Salesforce DevOps Center is the platform’s answer to a problem every team eventually hits: change sets do not scale. No change tracking, no version history, no rollback, and a click-everything-again experience that breaks down past a couple of developers. DevOps Center replaces that with a Git-backed, work-item-driven release workflow that admins can run without touching a command line. This guide covers how it actually works end-to-end, and where it fits against the sf CLI and third-party tools. Current to Summer ‘26.
This is the release-management layer on top of the environment strategy in Scratch Orgs vs Sandboxes — DevOps Center promotes change between those environments, so settle the environment model first.
What problem it actually solves
Change sets have three fatal gaps at team scale: you cannot see what changed (no diff), you cannot see history (no versions), and you cannot undo (no rollback). DevOps Center closes all three by putting a Git repository underneath every promotion. Every change is tracked to a work item, every promotion is a commit, and history is the repo’s history. Crucially, it exposes none of that as Git mechanics by default — admins work in a UI of work items and pipelines while Git quietly does the bookkeeping.

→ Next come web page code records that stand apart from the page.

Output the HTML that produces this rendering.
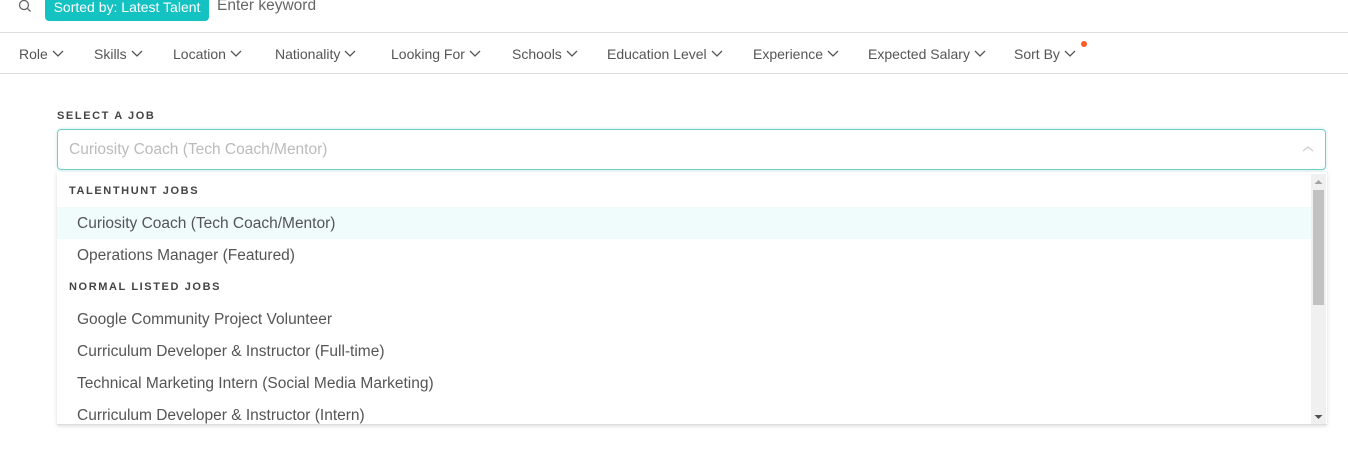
<!DOCTYPE html>
<html><head><meta charset="utf-8"><style>
*{margin:0;padding:0;box-sizing:border-box}
body{width:1348px;height:454px;background:#fff;font-family:"Liberation Sans",sans-serif;color:#555;position:relative;overflow:hidden}
.a{position:absolute;white-space:nowrap}
.f{top:46px;font-size:14px;color:#555}
.f svg{margin-left:4px;vertical-align:1px}
.h{font-size:11px;font-weight:bold;letter-spacing:1.6px;color:#444}
.it{font-size:15.5px;color:#555;left:77px}
</style></head><body>
<svg class="a" style="left:18px;top:0" width="14" height="13" viewBox="0 0 14 13"><circle cx="6" cy="5" r="4.5" fill="none" stroke="#666" stroke-width="1.3"/><line x1="9.3" y1="8.3" x2="12.5" y2="11.5" stroke="#666" stroke-width="1.3"/></svg>
<div class="a" style="left:45px;top:-4px;width:164px;height:25px;background:#14c2c2;border-radius:4px;color:#fff;font-size:14px;line-height:22px;text-align:center">Sorted by: Latest Talent</div>
<div class="a" style="left:217px;top:-3px;font-size:15.5px;color:#666">Enter keyword</div>
<div class="a" style="left:0;top:32px;width:1348px;height:1px;background:#ddd"></div>
<div class="a" style="left:0;top:73px;width:1348px;height:1px;background:#ddd"></div>
<div class="a f" style="left:19px">Role<svg width="12" height="8"><path d="M1 1l5 5 5-5" fill="none" stroke="#555" stroke-width="1.3"/></svg></div>
<div class="a f" style="left:94px">Skills<svg width="12" height="8"><path d="M1 1l5 5 5-5" fill="none" stroke="#555" stroke-width="1.3"/></svg></div>
<div class="a f" style="left:173px">Location<svg width="12" height="8"><path d="M1 1l5 5 5-5" fill="none" stroke="#555" stroke-width="1.3"/></svg></div>
<div class="a f" style="left:275px">Nationality<svg width="12" height="8"><path d="M1 1l5 5 5-5" fill="none" stroke="#555" stroke-width="1.3"/></svg></div>
<div class="a f" style="left:391px">Looking For<svg width="12" height="8"><path d="M1 1l5 5 5-5" fill="none" stroke="#555" stroke-width="1.3"/></svg></div>
<div class="a f" style="left:512px">Schools<svg width="12" height="8"><path d="M1 1l5 5 5-5" fill="none" stroke="#555" stroke-width="1.3"/></svg></div>
<div class="a f" style="left:607px">Education Level<svg width="12" height="8"><path d="M1 1l5 5 5-5" fill="none" stroke="#555" stroke-width="1.3"/></svg></div>
<div class="a f" style="left:753px">Experience<svg width="12" height="8"><path d="M1 1l5 5 5-5" fill="none" stroke="#555" stroke-width="1.3"/></svg></div>
<div class="a f" style="left:868px">Expected Salary<svg width="12" height="8"><path d="M1 1l5 5 5-5" fill="none" stroke="#555" stroke-width="1.3"/></svg></div>
<div class="a f" style="left:1014px">Sort By<svg width="12" height="8"><path d="M1 1l5 5 5-5" fill="none" stroke="#555" stroke-width="1.3"/></svg></div>
<div class="a" style="left:1081px;top:41px;width:6px;height:6px;border-radius:3px;background:#ff5a1f"></div>
<div class="a h" style="left:57px;top:110px">SELECT A JOB</div>
<div class="a" style="left:57px;top:129px;width:1269px;height:41px;border:1px solid #70cfcb;border-radius:4px;box-shadow:0 0 3px #bfeae8"></div>
<div class="a" style="left:69px;top:141px;font-size:15.5px;color:#bbb">Curiosity Coach (Tech Coach/Mentor)</div>
<svg class="a" style="left:1302px;top:145px" width="12" height="8"><path d="M1 6l5-4 5 4" fill="none" stroke="#ccc" stroke-width="1.2"/></svg>
<div class="a" style="left:57px;top:172px;width:1270px;height:253px;background:#fff;box-shadow:0 1px 4px rgba(0,0,0,.15);border-bottom:1px solid #ddd"></div>
<div class="a" style="left:57px;top:207px;width:1254px;height:32px;background:#f0fcfc"></div>
<div class="a h" style="left:69px;top:185px">TALENTHUNT JOBS</div>
<div class="a it" style="top:215px">Curiosity Coach (Tech Coach/Mentor)</div>
<div class="a it" style="top:247px">Operations Manager (Featured)</div>
<div class="a h" style="left:69px;top:281px">NORMAL LISTED JOBS</div>
<div class="a it" style="top:311px">Google Community Project Volunteer</div>
<div class="a it" style="top:343px">Curriculum Developer &amp; Instructor (Full-time)</div>
<div class="a it" style="top:375px">Technical Marketing Intern (Social Media Marketing)</div>
<div class="a it" style="top:407px">Curriculum Developer &amp; Instructor (Intern)</div>
<div class="a" style="left:1311px;top:174px;width:15px;height:250px;background:#f0f0f0"></div>
<div class="a" style="left:1313px;top:190px;width:11px;height:115px;background:#c1c1c1"></div>
<svg class="a" style="left:1314px;top:179px" width="9" height="6"><path d="M0.5 5L4.5 1 8.5 5z" fill="#a3a3a3"/></svg>
<svg class="a" style="left:1314px;top:414px" width="9" height="6"><path d="M0.5 1L4.5 5 8.5 1z" fill="#505050"/></svg>
</body></html>
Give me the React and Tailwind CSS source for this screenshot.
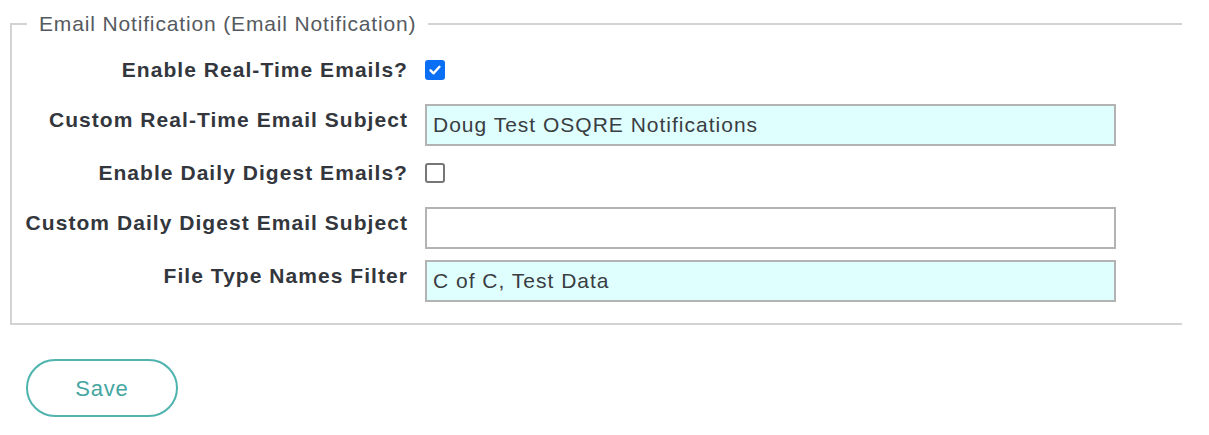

It is free, GA, installed as a managed package and enabled in Setup. There is no license barrier to adopting it.
The core objects
Work item — the unit of change, mapped to a user story or ticket. A developer or admin makes changes in a dev environment, then associates the specific metadata components they touched to the work item. This per-change association is the thing change sets never had: you can see exactly what a given piece of work altered.
Pipeline — the ordered sequence of environments a change promotes through, for example Dev → Integration → UAT → Production. You model your real release path once; every work item then flows along it.
Environment — an org connected to a pipeline stage (sandboxes for the lower stages, production at the end). DevOps Center deploys metadata into these as work items are promoted.
Repository — the Git backing store (GitHub initially; the model is source-format). It holds the source of truth; the UI is a layer over it.
The end-to-end flow
- Create a work item for the story, assigned to a developer/admin and targeting a dev environment.
- Make changes in that environment — Apex, flows, fields, layouts, whatever the story needs.
- Pull and select components — DevOps Center shows changed metadata; you associate the relevant pieces to the work item. This selectivity matters: you commit the change, not a wholesale org diff.
- Commit — the selected components are written to a feature branch in the repo.
- Promote along the pipeline — Dev → Integration → UAT → Production, one stage at a time, each promotion a tracked deployment.
- Review and merge — at each stage the change is validated and merged forward; conflicts surface here for resolution.
The contrast with change sets is the tracking. With a change set, “what went to production last Tuesday” is unanswerable. With DevOps Center, it is a list of work items with their components and commit history.
Conflicts — the part teams underestimate
When two work items modify the same metadata component, promoting both creates a merge conflict. DevOps Center surfaces it rather than silently last-write-wins (which is exactly how change sets quietly overwrite each other). Resolution still requires judgment — someone has to decide which change wins or how they combine — and for genuinely tangled conflicts, this is where Git literacy earns its keep even though the happy path needs none.
The operational lesson: conflicts are a function of two people editing the same component, so the same discipline that helps any version-controlled team helps here — small work items, clear ownership of components, frequent promotion rather than giant batches.
Where it fits against the CLI and third-party tools
DevOps Center uses a standard source-format repository, which is the key interoperability fact: the sf CLI and CI/CD systems can operate on the very same repo. That enables a common split:
- Admins and declarative builders use DevOps Center’s UI for tracked, promotable change without learning Git.
- Developers use the sf CLI for advanced operations — scratch org workflows, scripted deployments, complex branching — against the same source of truth.
Third-party DevOps platforms (Gearset, Copado, and others) layer paid capabilities on top: richer conflict resolution, automated testing gates, compliance, backup, and analytics. The honest positioning: DevOps Center is the right starting point for most teams and a permanent fit for many; teams with heavy compliance, large developer counts, or advanced automation needs often graduate to a paid platform. Starting with DevOps Center costs nothing and establishes the Git-backed discipline either way.
When DevOps Center is enough — and when it isn’t
Enough for: small-to-medium teams, admin-heavy orgs, anyone currently on change sets, and teams that want source control without a CLI learning curve. This is a large majority of Salesforce orgs.
Not enough when you need: automated test gates and quality checks in the pipeline, advanced branching strategies, data deployment alongside metadata, formal compliance and audit tooling, or backup. Those are the lines where a paid platform pays for itself.
The migration path off change sets is the same regardless: model your pipeline, connect your environments, run a low-risk work item through end-to-end, and only then move real releases over. The org that pilots one trivial change through the full pipeline before cutover is the org that discovers the connection and permission gotchas safely.
DevOps Center will not, by itself, make a team good at releasing software — that is still about small changes, clear ownership, and discipline. What it does is remove the excuse that change sets made discipline impossible.